Problem to work on: Repeat exactly the lines of the listing below, please, starting with the first and ending with the line containing "MdArrowForward, MdRefresh, MdStarBorder"; leave out the rest.

######

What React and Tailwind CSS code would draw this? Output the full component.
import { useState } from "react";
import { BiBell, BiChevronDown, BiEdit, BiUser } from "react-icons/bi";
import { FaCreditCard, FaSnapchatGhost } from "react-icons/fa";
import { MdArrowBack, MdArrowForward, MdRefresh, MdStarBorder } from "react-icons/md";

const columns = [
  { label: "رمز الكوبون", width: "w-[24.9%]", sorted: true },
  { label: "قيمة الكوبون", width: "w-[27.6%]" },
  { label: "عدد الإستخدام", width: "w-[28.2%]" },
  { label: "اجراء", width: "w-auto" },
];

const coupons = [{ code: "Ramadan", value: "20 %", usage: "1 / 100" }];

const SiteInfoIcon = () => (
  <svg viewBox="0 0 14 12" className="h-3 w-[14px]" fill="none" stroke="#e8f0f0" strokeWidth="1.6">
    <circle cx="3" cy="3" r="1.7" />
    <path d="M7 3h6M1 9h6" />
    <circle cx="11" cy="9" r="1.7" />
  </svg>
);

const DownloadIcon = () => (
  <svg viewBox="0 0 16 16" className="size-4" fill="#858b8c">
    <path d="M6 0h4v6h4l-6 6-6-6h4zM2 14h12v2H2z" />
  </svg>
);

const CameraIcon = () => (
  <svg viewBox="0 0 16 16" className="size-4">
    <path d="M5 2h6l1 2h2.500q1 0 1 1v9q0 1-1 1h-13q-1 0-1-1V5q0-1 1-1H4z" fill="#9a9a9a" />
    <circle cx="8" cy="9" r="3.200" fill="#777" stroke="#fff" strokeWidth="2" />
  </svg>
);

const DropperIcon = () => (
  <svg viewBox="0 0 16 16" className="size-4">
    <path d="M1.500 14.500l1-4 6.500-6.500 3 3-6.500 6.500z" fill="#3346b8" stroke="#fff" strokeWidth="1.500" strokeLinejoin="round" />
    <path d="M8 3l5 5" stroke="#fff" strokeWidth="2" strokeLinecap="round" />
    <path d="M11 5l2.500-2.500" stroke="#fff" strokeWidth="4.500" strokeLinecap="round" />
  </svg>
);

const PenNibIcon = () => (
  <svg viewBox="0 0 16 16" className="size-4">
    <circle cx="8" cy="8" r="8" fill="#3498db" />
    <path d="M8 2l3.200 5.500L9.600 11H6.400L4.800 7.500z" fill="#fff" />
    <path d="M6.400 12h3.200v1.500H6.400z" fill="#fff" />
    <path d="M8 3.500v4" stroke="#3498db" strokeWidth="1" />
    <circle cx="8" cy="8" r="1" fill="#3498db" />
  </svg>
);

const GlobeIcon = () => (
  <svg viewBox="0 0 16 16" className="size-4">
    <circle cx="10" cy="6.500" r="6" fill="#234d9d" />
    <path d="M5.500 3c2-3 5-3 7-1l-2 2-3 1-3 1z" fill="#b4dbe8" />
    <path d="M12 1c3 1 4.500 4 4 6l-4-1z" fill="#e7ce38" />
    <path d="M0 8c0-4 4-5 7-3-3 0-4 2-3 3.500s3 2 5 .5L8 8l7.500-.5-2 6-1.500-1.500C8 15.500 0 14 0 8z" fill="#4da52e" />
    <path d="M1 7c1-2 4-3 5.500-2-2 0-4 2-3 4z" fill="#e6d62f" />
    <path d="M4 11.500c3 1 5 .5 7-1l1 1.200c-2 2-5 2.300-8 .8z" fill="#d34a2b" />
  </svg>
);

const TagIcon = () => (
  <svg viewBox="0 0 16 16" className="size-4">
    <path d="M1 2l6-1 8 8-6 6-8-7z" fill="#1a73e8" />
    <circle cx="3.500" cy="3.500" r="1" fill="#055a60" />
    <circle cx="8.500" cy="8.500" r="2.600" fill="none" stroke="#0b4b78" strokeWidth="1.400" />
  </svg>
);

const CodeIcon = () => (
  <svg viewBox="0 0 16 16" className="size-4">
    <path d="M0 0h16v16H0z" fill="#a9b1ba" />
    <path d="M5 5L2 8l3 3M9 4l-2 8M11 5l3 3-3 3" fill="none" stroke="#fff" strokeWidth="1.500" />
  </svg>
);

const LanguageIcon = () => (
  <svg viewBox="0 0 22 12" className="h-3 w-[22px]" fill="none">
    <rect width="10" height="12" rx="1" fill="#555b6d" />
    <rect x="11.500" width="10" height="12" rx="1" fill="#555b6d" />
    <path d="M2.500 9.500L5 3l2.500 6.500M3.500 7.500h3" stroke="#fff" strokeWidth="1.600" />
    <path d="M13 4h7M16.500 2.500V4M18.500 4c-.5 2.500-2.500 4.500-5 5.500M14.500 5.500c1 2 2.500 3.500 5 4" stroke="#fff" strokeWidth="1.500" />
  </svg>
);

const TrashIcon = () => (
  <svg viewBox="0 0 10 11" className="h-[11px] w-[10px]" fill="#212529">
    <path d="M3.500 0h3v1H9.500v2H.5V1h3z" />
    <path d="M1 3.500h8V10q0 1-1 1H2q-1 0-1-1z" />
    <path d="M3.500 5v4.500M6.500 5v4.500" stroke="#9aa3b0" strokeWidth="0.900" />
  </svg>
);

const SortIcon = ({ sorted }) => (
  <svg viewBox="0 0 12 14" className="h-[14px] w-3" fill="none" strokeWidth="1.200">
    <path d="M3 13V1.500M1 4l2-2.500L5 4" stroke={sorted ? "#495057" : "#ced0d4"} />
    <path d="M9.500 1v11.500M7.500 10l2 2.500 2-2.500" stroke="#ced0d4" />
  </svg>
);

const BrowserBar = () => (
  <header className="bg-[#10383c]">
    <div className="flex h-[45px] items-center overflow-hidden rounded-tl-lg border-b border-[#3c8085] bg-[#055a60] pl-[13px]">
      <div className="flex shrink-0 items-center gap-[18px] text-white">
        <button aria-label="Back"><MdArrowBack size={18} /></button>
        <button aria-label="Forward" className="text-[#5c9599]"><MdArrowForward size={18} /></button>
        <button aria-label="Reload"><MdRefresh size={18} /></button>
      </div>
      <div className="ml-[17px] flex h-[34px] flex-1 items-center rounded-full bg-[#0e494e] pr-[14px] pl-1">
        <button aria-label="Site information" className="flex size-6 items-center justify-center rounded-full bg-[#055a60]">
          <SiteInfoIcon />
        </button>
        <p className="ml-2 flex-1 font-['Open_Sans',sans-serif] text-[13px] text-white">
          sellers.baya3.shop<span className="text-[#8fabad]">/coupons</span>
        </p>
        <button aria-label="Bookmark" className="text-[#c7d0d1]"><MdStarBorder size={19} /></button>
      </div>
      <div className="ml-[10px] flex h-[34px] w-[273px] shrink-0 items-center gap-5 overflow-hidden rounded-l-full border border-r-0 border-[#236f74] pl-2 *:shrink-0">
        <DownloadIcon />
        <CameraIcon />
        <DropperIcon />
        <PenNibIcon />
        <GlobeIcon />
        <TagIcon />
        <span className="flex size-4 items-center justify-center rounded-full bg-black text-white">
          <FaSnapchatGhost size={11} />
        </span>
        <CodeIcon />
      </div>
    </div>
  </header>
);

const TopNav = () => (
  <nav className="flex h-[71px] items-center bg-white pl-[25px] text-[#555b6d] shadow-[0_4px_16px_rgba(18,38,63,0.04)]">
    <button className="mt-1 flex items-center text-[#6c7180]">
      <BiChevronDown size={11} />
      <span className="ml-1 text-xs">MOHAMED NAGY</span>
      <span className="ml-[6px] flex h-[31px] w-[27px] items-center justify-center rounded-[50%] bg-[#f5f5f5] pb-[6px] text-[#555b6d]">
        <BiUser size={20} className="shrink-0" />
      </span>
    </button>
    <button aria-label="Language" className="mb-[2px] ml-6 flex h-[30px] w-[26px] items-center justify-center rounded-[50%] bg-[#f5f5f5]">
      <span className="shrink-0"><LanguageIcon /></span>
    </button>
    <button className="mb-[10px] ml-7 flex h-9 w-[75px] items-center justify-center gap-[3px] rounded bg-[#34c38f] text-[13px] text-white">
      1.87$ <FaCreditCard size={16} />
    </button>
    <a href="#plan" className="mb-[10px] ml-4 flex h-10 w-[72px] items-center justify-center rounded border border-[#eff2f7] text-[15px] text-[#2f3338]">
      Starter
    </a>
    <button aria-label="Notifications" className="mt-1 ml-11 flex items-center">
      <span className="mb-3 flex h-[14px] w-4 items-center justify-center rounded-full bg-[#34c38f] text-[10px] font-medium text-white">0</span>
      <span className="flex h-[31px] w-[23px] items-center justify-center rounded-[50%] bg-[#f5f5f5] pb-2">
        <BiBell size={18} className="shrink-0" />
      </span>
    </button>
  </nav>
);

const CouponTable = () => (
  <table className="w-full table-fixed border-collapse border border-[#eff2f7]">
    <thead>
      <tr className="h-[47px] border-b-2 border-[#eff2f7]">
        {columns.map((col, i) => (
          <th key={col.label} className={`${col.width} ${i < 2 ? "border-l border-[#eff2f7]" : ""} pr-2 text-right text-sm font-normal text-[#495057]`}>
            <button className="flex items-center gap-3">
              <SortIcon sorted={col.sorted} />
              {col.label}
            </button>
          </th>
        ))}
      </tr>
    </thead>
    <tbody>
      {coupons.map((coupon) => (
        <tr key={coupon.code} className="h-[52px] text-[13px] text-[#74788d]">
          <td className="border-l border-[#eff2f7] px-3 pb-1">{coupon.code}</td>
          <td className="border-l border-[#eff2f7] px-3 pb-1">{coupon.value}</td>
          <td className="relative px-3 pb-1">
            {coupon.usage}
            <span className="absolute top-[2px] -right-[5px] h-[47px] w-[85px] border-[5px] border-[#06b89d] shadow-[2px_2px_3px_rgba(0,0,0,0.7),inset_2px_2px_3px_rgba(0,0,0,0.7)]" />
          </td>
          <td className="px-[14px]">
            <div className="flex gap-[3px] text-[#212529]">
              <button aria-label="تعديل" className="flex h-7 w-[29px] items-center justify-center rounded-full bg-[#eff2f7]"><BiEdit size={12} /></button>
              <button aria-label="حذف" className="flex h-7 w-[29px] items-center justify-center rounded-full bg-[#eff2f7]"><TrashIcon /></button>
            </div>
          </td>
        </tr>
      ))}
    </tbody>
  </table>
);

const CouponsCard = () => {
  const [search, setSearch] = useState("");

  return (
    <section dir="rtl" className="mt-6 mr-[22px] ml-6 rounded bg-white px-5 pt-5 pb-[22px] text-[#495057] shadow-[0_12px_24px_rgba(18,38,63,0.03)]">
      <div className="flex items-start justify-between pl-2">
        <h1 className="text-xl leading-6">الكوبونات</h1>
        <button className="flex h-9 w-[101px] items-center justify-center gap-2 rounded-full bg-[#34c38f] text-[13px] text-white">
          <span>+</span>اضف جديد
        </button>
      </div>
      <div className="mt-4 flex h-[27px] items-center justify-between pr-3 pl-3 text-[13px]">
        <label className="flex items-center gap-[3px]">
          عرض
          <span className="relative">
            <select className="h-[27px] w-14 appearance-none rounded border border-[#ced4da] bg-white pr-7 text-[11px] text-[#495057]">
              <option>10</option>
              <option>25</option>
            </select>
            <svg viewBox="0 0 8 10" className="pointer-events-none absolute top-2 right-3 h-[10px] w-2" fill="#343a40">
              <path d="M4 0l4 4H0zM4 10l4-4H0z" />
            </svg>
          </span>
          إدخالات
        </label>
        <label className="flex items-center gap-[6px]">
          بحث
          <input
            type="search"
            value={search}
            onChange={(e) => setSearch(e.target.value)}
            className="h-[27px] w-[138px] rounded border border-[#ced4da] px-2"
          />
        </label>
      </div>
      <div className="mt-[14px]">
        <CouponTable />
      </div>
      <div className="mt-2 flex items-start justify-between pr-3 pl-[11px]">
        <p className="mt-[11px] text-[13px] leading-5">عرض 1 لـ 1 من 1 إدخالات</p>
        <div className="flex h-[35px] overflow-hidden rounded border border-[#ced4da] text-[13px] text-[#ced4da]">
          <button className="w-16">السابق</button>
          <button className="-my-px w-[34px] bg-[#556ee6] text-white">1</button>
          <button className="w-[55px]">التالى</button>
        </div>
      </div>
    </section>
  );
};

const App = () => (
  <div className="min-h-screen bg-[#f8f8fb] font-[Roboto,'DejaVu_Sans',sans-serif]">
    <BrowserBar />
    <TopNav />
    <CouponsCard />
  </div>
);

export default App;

######

Solution below:
What React and Tailwind CSS code would draw this? Output the full component.
import { useState } from "react";
import { BiBell, BiChevronDown, BiEdit, BiUser } from "react-icons/bi";
import { FaCreditCard, FaSnapchatGhost } from "react-icons/fa";
import { MdArrowBack, MdArrowForward, MdRefresh, MdStarBorder } from "react-icons/md";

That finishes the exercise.